Work to do
Pull out every line in the data that has the string "What" in it.

Raw records
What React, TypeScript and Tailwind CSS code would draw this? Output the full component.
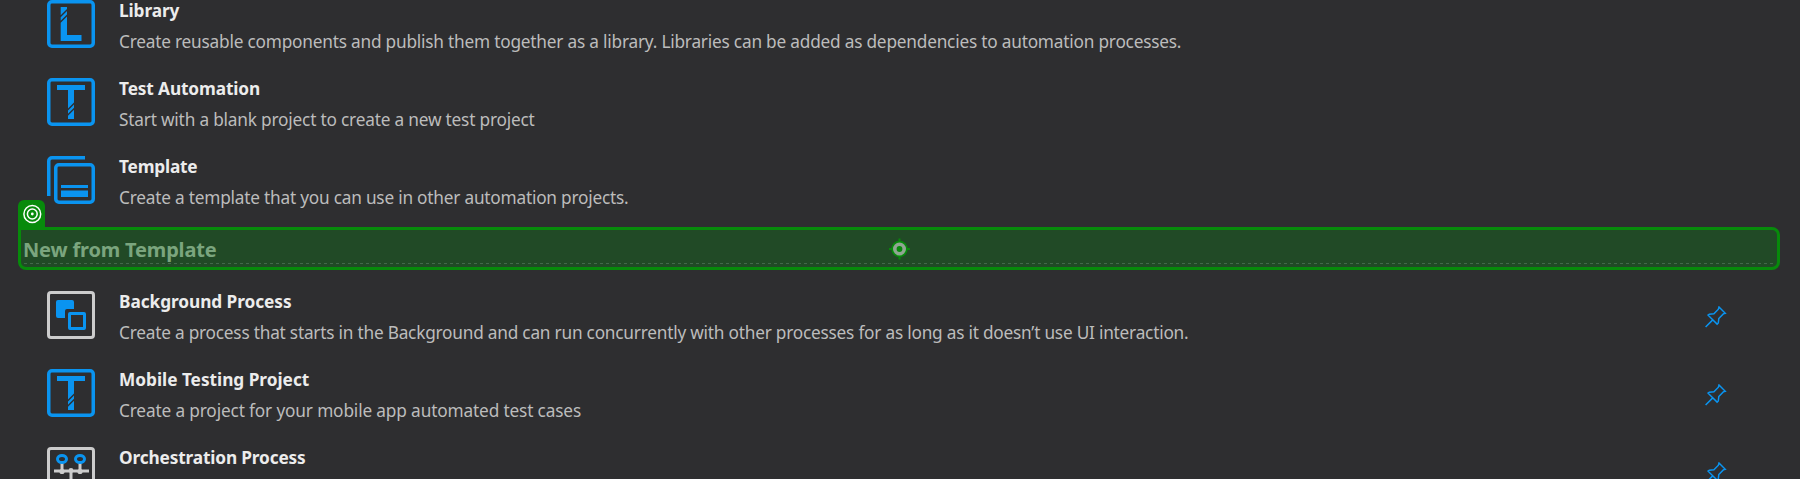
import React from "react";

const BLUE = "#0a94f0";
const GREY = "#cccccc";
const GREEN = "#078a0b";

function LibraryIcon() {
  return (
    <svg width="48" height="48" viewBox="0 0 48 48" fill="none">
      <rect x="1.75" y="1.75" width="44.5" height="44.5" rx="3.2" stroke={BLUE} strokeWidth="3.5" />
      <path d="M13.700 7H20v2l-6.300 6.300zM20 11v3.500l-6.300 6.300v-3.500zM20 16.500V35h14.500v6H13.700V22.800z" fill={BLUE} />
    </svg>
  );
}

function TestIcon() {
  return (
    <svg width="48" height="48" viewBox="0 0 48 48" fill="none">
      <rect x="1.75" y="1.75" width="44.5" height="44.5" rx="3.2" stroke={BLUE} strokeWidth="3.5" />
      <path d="M10 7h28v5H27v12.500l-6 6V12H10zM27 26.500v3.200l-6 6v-3.200zM27 31.700V41h-6v-3.300z" fill={BLUE} />
    </svg>
  );
}

function TemplateIcon() {
  return (
    <svg width="48" height="48" viewBox="0 0 48 48" fill="none" stroke={BLUE} strokeWidth="3.5">
      <path d="M1.75 40V5a3.250 3.250 0 0 1 3.250-3.250H38" />
      <rect x="8.75" y="8.75" width="37.5" height="37.5" rx="3.2" />
      <path d="M14 29h27v3H14zM14 34.500h27V41H14z" fill={BLUE} stroke="none" />
    </svg>
  );
}

function BackgroundIcon() {
  return (
    <svg width="48" height="48" viewBox="0 0 48 48" fill="none">
      <rect x="1.5" y="1.5" width="45" height="45" rx="2.5" stroke={GREY} strokeWidth="3" />
      <path d="M11 9h14a2 2 0 0 1 2 2v7h-7a2 2 0 0 0-2 2v7h-7a2 2 0 0 1-2-2V11a2 2 0 0 1 2-2z" fill={BLUE} />
      <rect x="22.5" y="22.5" width="15" height="15" rx="0.5" stroke={BLUE} strokeWidth="3" />
    </svg>
  );
}

function OrchestrationIcon() {
  return (
    <svg width="48" height="48" viewBox="0 0 48 48" fill="none">
      <rect x="1.5" y="1.5" width="45" height="45" rx="2.5" stroke={GREY} strokeWidth="3" />
      <path d="M15 16v8M33 16v8M7 24h35M24 22v20" stroke={GREY} strokeWidth="3" />
      <circle cx="15" cy="24.500" r="2.600" fill={GREY} />
      <circle cx="33" cy="24.500" r="2.600" fill={GREY} />
      <circle cx="24" cy="23.500" r="2.400" fill={GREY} />
      <ellipse cx="15" cy="12" rx="4.500" ry="3.600" stroke={BLUE} strokeWidth="3" />
      <ellipse cx="33" cy="12" rx="4.500" ry="3.600" stroke={BLUE} strokeWidth="3" />
    </svg>
  );
}

function Pin() {
  return (
    <svg width="22" height="22" viewBox="0 0 22 22" fill="none" stroke={BLUE} strokeWidth="1.5">
      <path d="M14 1l6.300 6.300-2 .6-4.500 4.600-.5 4.500-1.200 1.100-9-8.900 1.200-.9 4.600-.5 4.500-4.600zM7.500 14.100L.6 21" />
    </svg>
  );
}

interface RowProps {
  icon: React.ReactNode;
  title: string;
  text?: string;
  titleClass?: string;
  textClass?: string;
  pinned?: boolean;
}

function Row({ icon, title, text, titleClass = "", textClass = "", pinned }: RowProps) {
  return (
    <div className="flex h-[78px] shrink-0 items-start pr-[73px] pl-[47px]">
      <div className="shrink-0">{icon}</div>
      <div className="ml-6 flex-1 text-[17.25px] leading-[22px] whitespace-nowrap">
        <div className="h-[31px] font-bold text-[#ececec]">
          <span className={titleClass}>{title}</span>
        </div>
        <div className="text-[#bcbcbc]">
          <span className={textClass}>{text}</span>
        </div>
      </div>
      {pinned && (
        <div className="mt-[15px] shrink-0">
          <Pin />
        </div>
      )}
    </div>
  );
}

function SelectedHeading() {
  return (
    <section className="relative mt-[-7px] mb-[21px] ml-[18px] flex h-[43px] w-[1762px] shrink-0 items-center rounded-[8px] rounded-tl-none border-3 border-[#078a0b] bg-[#214a26] pl-[2px]">
      <h2 className="pt-[2px] text-[20px] leading-[28px] font-bold tracking-[-0.17px] whitespace-nowrap text-[#7ba57e]">New from Template</h2>
      <div className="absolute top-[-30px] left-[-3px] flex h-[28px] w-[27px] justify-center rounded-t-[6px] bg-[#078a0b] pt-[4px]">
        <svg width="20" height="20" viewBox="0 0 20 20" fill="none" stroke="#ffffff" strokeWidth="1.5">
          <circle cx="10.300" cy="10" r="8.400" />
          <circle cx="10.300" cy="10" r="4.900" />
          <circle cx="10.300" cy="10" r="1.400" fill="#ffffff" stroke="none" />
        </svg>
      </div>
      <div className="absolute top-[33px] right-[3px] left-[3px] h-px bg-[repeating-linear-gradient(90deg,#42694a_0px,#42694a_3px,transparent_3px,transparent_6px)]" />
      <svg className="absolute top-[8px] left-[867px]" width="23" height="22" viewBox="0 0 23 22">
        <path d="M11.500 .6v20.800M1.100 11h20.800" stroke={GREEN} strokeWidth="2" />
        <circle cx="11.500" cy="11" r="8.200" fill={GREEN} />
        <circle cx="11.500" cy="11" r="4.700" fill="none" stroke="#90a592" strokeWidth="3.6" />
      </svg>
    </section>
  );
}

export default function App() {
  return (
    <main className="flex h-[479px] w-[1800px] flex-col overflow-hidden bg-[#2e2e30] font-['Noto_Sans',sans-serif]">
      <Row
        icon={<LibraryIcon />}
        title="Library"
        titleClass="tracking-[-0.1px]"
        text="Create reusable components and publish them together as a library. Libraries can be added as dependencies to automation processes."
        textClass="tracking-[-0.215px]"
      />
      <Row
        icon={<TestIcon />}
        title="Test Automation"
        titleClass="tracking-[-0.12px]"
        text="Start with a blank project to create a new test project"
        textClass="tracking-[-0.2px]"
      />
      <Row
        icon={<TemplateIcon />}
        title="Template"
        titleClass="tracking-[-0.2px]"
        text="Create a template that you can use in other automation projects."
        textClass="tracking-[-0.22px]"
      />
      <SelectedHeading />
      <Row
        icon={<BackgroundIcon />}
        title="Background Process"
        titleClass="tracking-[-0.06px]"
        text="Create a process that starts in the Background and can run concurrently with other processes for as long as it doesn’t use UI interaction."
        textClass="tracking-[-0.225px]"
        pinned
      />
      <Row
        icon={<TestIcon />}
        title="Mobile Testing Project"
        titleClass="tracking-[-0.02px]"
        text="Create a project for your mobile app automated test cases"
        textClass="tracking-[-0.155px]"
        pinned
      />
      <Row icon={<OrchestrationIcon />} title="Orchestration Process" titleClass="tracking-[-0.15px]" pinned />
    </main>
  );
}
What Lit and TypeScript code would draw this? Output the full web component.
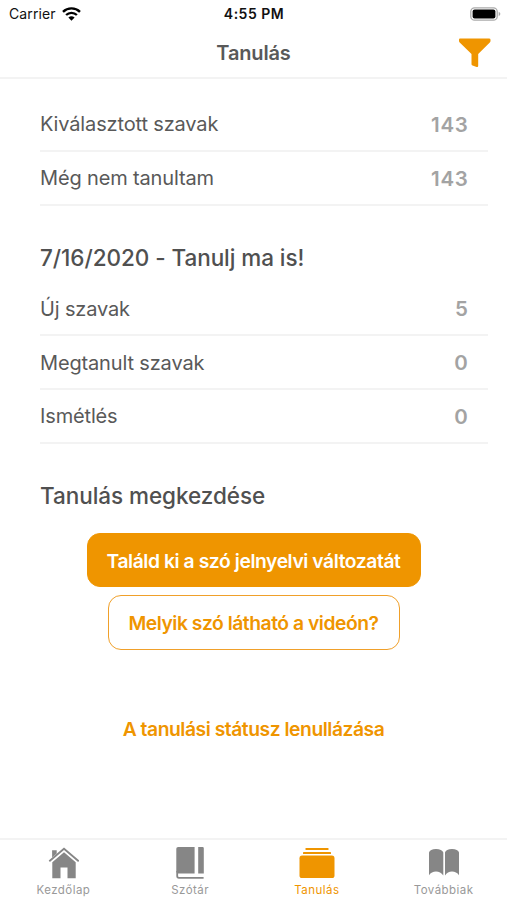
import { LitElement, html, css, svg } from "lit";
import { customElement, property } from "lit/decorators.js";

const icons = {
  home: svg`<svg width="32" height="32" viewBox="0 0 32 32" fill="currentColor">
    <path d="M2.300 14.300 17 1.800 31.700 14.300" fill="none" stroke="currentColor" stroke-width="1.800"/>
    <path d="M5.100 3.300h4.600v3.200L5.100 10.400z"/>
    <path d="M17 5.200 28.700 15.200v16h-8.200V20.600h-7V31.200H5.300V15.200z"/></svg>`,
  book: svg`<svg width="32" height="32" viewBox="0 0 32 32" fill="currentColor">
    <path d="M4.100 0H20.600V26.400H4.100a1.800 1.800 0 0 1-1.800-1.800V1.800A1.800 1.800 0 0 1 4.100 0zM24.200 0h4.400q1.200 0 1.200 1.200v25.200h-5.600z"/>
    <path d="M3.200 24v5a1.800 1.800 0 0 0 1.800 1.800h24.600" fill="none" stroke="currentColor" stroke-width="1.800"/></svg>`,
  stack: svg`<svg width="36" height="32" viewBox="0 0 36 32" fill="currentColor">
    <rect x="6.500" y="1" width="23" height="2" rx=".6"/><rect x="4" y="5" width="28" height="2" rx=".6"/>
    <rect x=".5" y="8.600" width="35" height="22.400" rx="2.600"/></svg>`,
  open: svg`<svg width="32" height="32" viewBox="0 0 32 32" fill="currentColor">
    <path d="M1 5.500Q2 2 8 2t7.300 3.500V28.600Q12.500 24.600 8 24.600T1 28.200zM17 5.500Q18 2 24 2t7 3.500V28.200Q28.500 24.600 24 24.600T17 28.600z"/></svg>`,
};

@customElement("stat-row")
class StatRow extends LitElement {
  @property() label = "";
  @property() value = "";
  static styles = css`
    :host { display: flex; justify-content: space-between; align-items: center; box-sizing: border-box;
      height: 53.75px; padding: 1px 19.5px 0 0; border-bottom: 2px solid #f3f3f3;
      font-size: 20px; letter-spacing: -0.15px; color: #595959; }
    .value { color: #a3a3a3; font-weight: 600; font-size: 20.5px; letter-spacing: 0.7px; }
  `;
  render() {
    return html`<span>${this.label}</span><span class="value">${this.value}</span>`;
  }
}

@customElement("app-root")
class AppRoot extends LitElement {
  static styles = css`
    :host { display: flex; flex-direction: column; box-sizing: border-box; width: 100%; height: 100vh;
      background: #fff; color: #505050; font-family: Inter, "Liberation Sans", sans-serif; overflow: hidden; }
    svg { display: block; }
    .status { height: 27px; flex: none; display: grid; grid-template-columns: 1fr auto 1fr; align-items: center;
      padding: 0 6px 0 9px; font-size: 14px; color: #111; }
    .carrier { display: flex; align-items: center; gap: 6px; letter-spacing: 0.1px; }
    .time { font-weight: 600; letter-spacing: 0.5px; margin-left: -2px; }
    .battery { justify-self: end; }
    .header { height: 52px; flex: none; box-sizing: border-box; display: grid; grid-template-columns: 1fr auto 1fr;
      align-items: center; padding: 2px 16px 0; border-bottom: 2px solid #f3f3f3; }
    .title { grid-column: 2; font-size: 20px; font-weight: 600; letter-spacing: -0.15px; color: #595959; }
    .filter { justify-self: end; }
    .content { flex: 1; padding: 19px 19px 0 40px; display: flex; flex-direction: column; }
    h2 { margin: 0; font-size: 22.5px; font-weight: 500; line-height: 28px; letter-spacing: -0.06px; }
    .today { margin: 38px 0 11px; }
    .start { margin: 38px 0 23px; }
    .actions { display: flex; flex-direction: column; align-items: center; gap: 8px; margin-left: -21px; }
    .btn { box-sizing: border-box; height: 54.5px; border-radius: 13px; border: 1px solid #ef9500; display: flex;
      align-items: center; justify-content: center; padding-top: 1px; font-size: 19.3px; font-weight: 600; color: #ef9500; white-space: nowrap; }
    .primary { width: 334px; background: #ef9500; color: #fff; letter-spacing: -0.42px; }
    .outline { width: 292px; border-color: #f0a02a; letter-spacing: -0.47px; }
    .reset { margin-top: 59px; font-size: 19.3px; line-height: 24px; font-weight: 600; color: #ef9500; letter-spacing: -0.46px; }
    .tabs { flex: none; height: 62px; box-sizing: border-box; border-top: 2px solid #f3f3f3;
      display: grid; grid-template-columns: repeat(4, 1fr); }
    .tab { display: flex; flex-direction: column; align-items: center; padding-top: 7px; color: #868686; }
    .tab.active { color: #ef9500; }
    .name { margin-top: 3px; font-size: 11.5px; line-height: 16px; letter-spacing: 0.45px; color: #999; }
    .active .name { color: #ef9500; }
  `;
  tabs = [
    { name: "Kezdőlap", icon: icons.home },
    { name: "Szótár", icon: icons.book },
    { name: "Tanulás", icon: icons.stack, active: true },
    { name: "Továbbiak", icon: icons.open },
  ];
  render() {
    return html`
      <div class="status">
        <div class="carrier"><span>Carrier</span>
          <svg width="19" height="14" viewBox="0 0 19 14" fill="none" stroke="#000" stroke-width="2.4">
            <path d="M1 4.800a12.300 12.300 0 0 1 17 0M4.100 8a7.800 7.800 0 0 1 10.800 0"/>
            <path d="M9.500 13.700 6.400 10.600a4.500 4.500 0 0 1 6.200 0z" fill="#000" stroke="none"/></svg></div>
        <div class="time">4:55 PM</div>
        <svg class="battery" width="31" height="14" viewBox="0 0 31 14">
          <rect x=".8" y=".8" width="26.400" height="12.400" rx="3.800" fill="#fff" stroke="#aaa" stroke-width="1.300"/>
          <rect x="2.600" y="2.600" width="22.800" height="8.800" rx="2" fill="#000"/>
          <path d="M28.700 4.800q3.400 2.200 0 4.400z" fill="#aaa"/></svg>
      </div>
      <div class="header">
        <div class="title">Tanulás</div>
        <svg class="filter" width="33" height="30" viewBox="0 0 33 30">
          <path d="M2 .5h29q1.500 0 1.500 1.200v1.300q0 .9-.7 1.500L20.200 16V27.800q0 1.600-1.500 1.200l-4.200-1.400q-1-.4-1-1.300V16L1.700 4.500Q1 3.900 1 3V1.700Q1 .5 2 .5z" fill="#ef9500"/></svg>
      </div>
      <div class="content">
        <stat-row label="Kiválasztott szavak" value="143"></stat-row>
        <stat-row label="Még nem tanultam" value="143"></stat-row>
        <h2 class="today">7/16/2020 - Tanulj ma is!</h2>
        <stat-row label="Új szavak" value="5"></stat-row>
        <stat-row label="Megtanult szavak" value="0"></stat-row>
        <stat-row label="Ismétlés" value="0"></stat-row>
        <h2 class="start">Tanulás megkezdése</h2>
        <div class="actions">
          <div class="btn primary">Találd ki a szó jelnyelvi változatát</div>
          <div class="btn outline">Melyik szó látható a videón?</div>
          <div class="reset">A tanulási státusz lenullázása</div>
        </div>
      </div>
      <div class="tabs">
        ${this.tabs.map((t) => html`<div class="tab ${t.active ? "active" : ""}">${t.icon}<span class="name">${t.name}</span></div>`)}
      </div>`;
  }
}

Response to the exercise
What React, TypeScript and Tailwind CSS code would draw this? Output the full component.
What Lit and TypeScript code would draw this? Output the full web component.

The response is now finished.